Responsibility Starts at Home
Green vibe spreads through Vermont health system
By Mark Leiser
Environmental responsibility has been an integral part of the mission at Fletcher Allen Health Care for more than two decades. Lately, however, Fletcher Allen, which operates a 562-bed acute-care hospital in Burlington, Vt., as well as more than 30 patient care sites throughout the region, has been a model for others in the industry.
Earlier this year, Practice Greenhealth, a networking organization that helps healthcare institutions commit to sustainable, eco-friendly practices, inducted Fletcher Allen into its Environmental Leadership Circle. The honor is reserved for entities that demonstrate outstanding commitment to reducing their operations’ environmental footprint.
As with most prior inductees, Fletcher Allen didn’t set out for recognition. “It wasn’t so much us trying to be at the forefront,” says Louis Dinneen, Fletcher Allen’s director of facilities management. “We’ve always had a strong culture of environmental awareness. The feeling really was more along the lines of, ‘What else can we do?’ ”
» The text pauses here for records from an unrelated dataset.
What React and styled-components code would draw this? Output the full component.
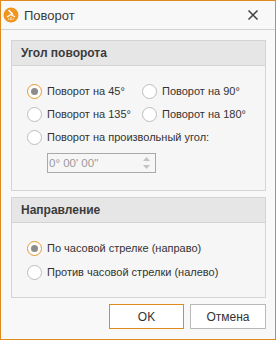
import styled, { createGlobalStyle } from "styled-components";

const GlobalStyle = createGlobalStyle`
  html, body {
    margin: 0;
    padding: 0;
    background: #ffffff;
  }
  * {
    box-sizing: border-box;
  }
`;

const FONT = `"Liberation Sans", Arial, sans-serif`;

const Window = styled.div`
  width: 276px;
  height: 340px;
  border: 1px solid #e0891c;
  background: #f8f8f8;
  display: flex;
  flex-direction: column;
  font-family: ${FONT};
  color: #333333;
`;

const TitleBar = styled.div`
  height: 29px;
  flex-shrink: 0;
  display: flex;
  align-items: center;
  padding: 0 0 0 2px;
  border-bottom: 1px solid #d2d2d2;
  background: #f8f8f8;
`;

const Title = styled.span`
  margin-left: 5px;
  font-size: 13px;
  color: #3a3a3a;
  flex: 1;
`;

const CloseButton = styled.div`
  width: 30px;
  height: 28px;
  display: flex;
  align-items: center;
  justify-content: center;
  margin-right: 7px;
`;

const Content = styled.div`
  padding: 10px 9px 0 10px;
  display: flex;
  flex-direction: column;
`;

const Group = styled.div`
  width: 255px;
  border: 1px solid #d4d4d4;
  background: #f6f6f6;
  margin-bottom: ${(p) => p.$gap || 0}px;
`;

const GroupHeader = styled.div`
  height: 25px;
  padding-left: 9px;
  display: flex;
  align-items: center;
  background: #e6e6e6;
  border-bottom: 1px solid #d4d4d4;
  font-weight: bold;
  font-size: 12px;
  color: #3c3c3c;
`;

const GroupBody = styled.div`
  padding: ${(p) => p.$pad};
`;

const RadioGrid = styled.div`
  display: grid;
  grid-template-columns: 115px 1fr;
  row-gap: ${(p) => p.$gap}px;
`;

const RadioRow = styled.label`
  height: 22px;
  display: flex;
  align-items: center;
  gap: 5px;
  font-size: 11px;
  color: #333333;
  white-space: nowrap;
  grid-column: ${(p) => (p.$wide ? "1 / span 2" : "auto")};
`;

const Circle = styled.span`
  width: 15px;
  height: 15px;
  border-radius: 50%;
  flex-shrink: 0;
  background: #ffffff;
  border: 1px solid ${(p) => (p.$checked ? "#e8962a" : "#bdbdbd")};
  display: flex;
  align-items: center;
  justify-content: center;

  &::after {
    content: "";
    display: ${(p) => (p.$checked ? "block" : "none")};
    width: 7px;
    height: 7px;
    border-radius: 50%;
    background: #8c8c8c;
  }
`;

const AngleInput = styled.div`
  margin: 5px 0 0 20px;
  width: 109px;
  height: 20px;
  border: 1px solid #a9a9a9;
  background: #f6f6f6;
  display: flex;
  align-items: center;
  padding-left: 1px;
  font-size: 11.5px;
  color: #9a9a9a;
`;

const InputText = styled.span`
  flex: 1;
`;

const Spinner = styled.div`
  width: 14px;
  display: flex;
  flex-direction: column;
  align-items: center;
  gap: 4px;
  margin-right: 2px;
`;

const Footer = styled.div`
  display: flex;
  justify-content: flex-end;
  gap: 6px;
  width: 255px;
`;

const Button = styled.button`
  width: ${(p) => p.$w}px;
  height: 25px;
  background: #ffffff;
  border: 1px solid ${(p) => (p.$primary ? "#e0891c" : "#b8b8b8")};
  font-family: ${FONT};
  font-size: 12px;
  color: #333333;
  padding: 0;
`;

const Radio = ({ checked, wide, children }) => (
  <RadioRow $wide={wide}>
    <Circle $checked={checked} />
    {children}
  </RadioRow>
);

const AppIcon = () => (
  <svg width="16" height="16" viewBox="0 0 16 16">
    <circle cx="8" cy="8" r="7.5" fill="#f0961e" />
    <path d="M6 3.5 L9.5 7" stroke="#fff" strokeWidth="1.6" strokeLinecap="round" />
    <path d="M4 10 L8 7.5 L12 10" stroke="#fff" strokeWidth="1.2" fill="none" />
    <path d="M5 12 h6" stroke="#fff" strokeWidth="1" strokeDasharray="1.2 1" />
    <path d="M8 10 v3" stroke="#fff" strokeWidth="1" strokeDasharray="1 1" />
  </svg>
);

const CloseIcon = () => (
  <svg width="12" height="12" viewBox="0 0 12 12">
    <path d="M1.5 1.5 L10.5 10.5 M10.5 1.5 L1.5 10.5" stroke="#404040" strokeWidth="1.5" />
  </svg>
);

const Arrows = () => (
  <Spinner>
    <svg width="7" height="4" viewBox="0 0 7 4">
      <path d="M0 4 L3.5 0 L7 4 Z" fill="#c4c4c4" />
    </svg>
    <svg width="7" height="4" viewBox="0 0 7 4">
      <path d="M0 0 L3.5 4 L7 0 Z" fill="#c4c4c4" />
    </svg>
  </Spinner>
);

export default function App() {
  return (
    <>
      <GlobalStyle />
      <Window>
        <TitleBar>
          <AppIcon />
          <Title>Поворот</Title>
          <CloseButton>
            <CloseIcon />
          </CloseButton>
        </TitleBar>
        <Content>
          <Group $gap={6}>
            <GroupHeader>Угол поворота</GroupHeader>
            <GroupBody $pad="14px 0 17px 15px">
              <RadioGrid $gap={1}>
                <Radio checked>Поворот на 45°</Radio>
                <Radio>Поворот на 90°</Radio>
                <Radio>Поворот на 135°</Radio>
                <Radio>Поворот на 180°</Radio>
                <Radio wide>Поворот на произвольный угол:</Radio>
              </RadioGrid>
              <AngleInput>
                <InputText>0° 00' 00"</InputText>
                <Arrows />
              </AngleInput>
            </GroupBody>
          </Group>
          <Group $gap={6}>
            <GroupHeader>Направление</GroupHeader>
            <GroupBody $pad="14px 0 14px 15px">
              <RadioGrid $gap={2}>
                <Radio checked wide>По часовой стрелке (направо)</Radio>
                <Radio wide>Против часовой стрелки (налево)</Radio>
              </RadioGrid>
            </GroupBody>
          </Group>
          <Footer>
            <Button $primary $w={75}>OK</Button>
            <Button $w={76}>Отмена</Button>
          </Footer>
        </Content>
      </Window>
    </>
  );
}
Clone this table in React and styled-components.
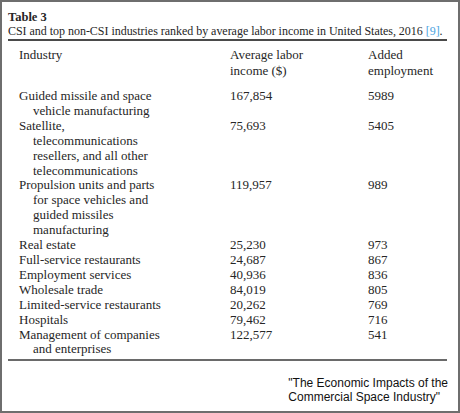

The answer? Plenty. And many of its actions have yielded significant cost savings. In the past year, Fletcher Allen:
- Replaced an aging air handler with a more efficient water-chilled model. The new unit cost about $57,000, but it is expected to conserve 4.6 million gallons of water each year. That will translate to $36,000 in annual savings, helping recoup the initial investment within two years.
- Signed a three-year contract with two vendors to recycle operating-room instruments, a move expected to save more than $380,000.
- Composted more than 286 tons of waste and set a goal to recycle an additional 40 tons this year, which would save several thousand dollars in landfill hauling and tipping fees.
- Reduced its energy consumption on its main campus by 8% by tackling projects both large, such as replacing the air handler, and small, such as adding insulation on steam valves and shifting to more efficient lighting.
In 2009, Fletcher Allen set out to reduce consumption by another 1 million kilowatt hours. It easily surpassed the target, reducing consumption by about 2.5 million kilowatt hours as of late July and saving an estimated $250,000 in utility costs in the first seven months of the year.
The efforts also carry over into nutrition services. In 2006, Fletcher Allen signed the Healthy Food in Health Care Pledge, which contends that the methods used to produce and distribute foods often are not aligned with dietary guidelines and rely too heavily on practices that adversely affect public health and the environment. Signing the pledge “solidified” efforts to buy goods from local farms to cut down on transportation and reduce pollution, says Diane Imrie, director of nutrition services. Managers and supervisors also identified ways to reduce waste, so everything a person “eats on, in, or with is either recyclable or compostable,” Imrie says.
The hospital stopped using foam and plastic cups and plates, instead choosing products made from 100% reclaimed fibers that fully degrade into water, carbon dioxide, and organic material when composted. They replaced disposable catering trays with reusable trays, a move that saves about $1,000 a year.
And in May, the medical center unveiled its new Harvest Café. The facility is designed to be “the most sustainable cafe in healthcare” across the country, Imrie says. “That was a pretty lofty goal,” she adds. “We have a lot of work to do, but we have come a long way.”
The menu at the cafe—referred to by some in-house as “the starship”—incorporates such locally grown organic fare as soy milk and squash. It serves turkey and chicken raised without nontherapeutic antibiotics or arsenical compounds, and it also offers fair-trade coffee, which is produced without pesticides.
Fletcher Allen occasionally uses consultants to help identify ways to maximize efficiency and reduce the system’s environmental footprint, but most initiatives start internally and develop through the efforts of employees in each department, Dinneen says.
“Initially, you go for the low-hanging fruit,” he explains. “The further you go along, you find each initiative you take on is a little bit harder to do.”
That doesn’t mean Fletcher Allen is slowing down.
“Because we’ve implemented so much already, we tend not to look at what the obstacles are,” Dinneen says. “We just say, ‘What are we going to do?’ We’ve learned to barge through and find a way to do it.”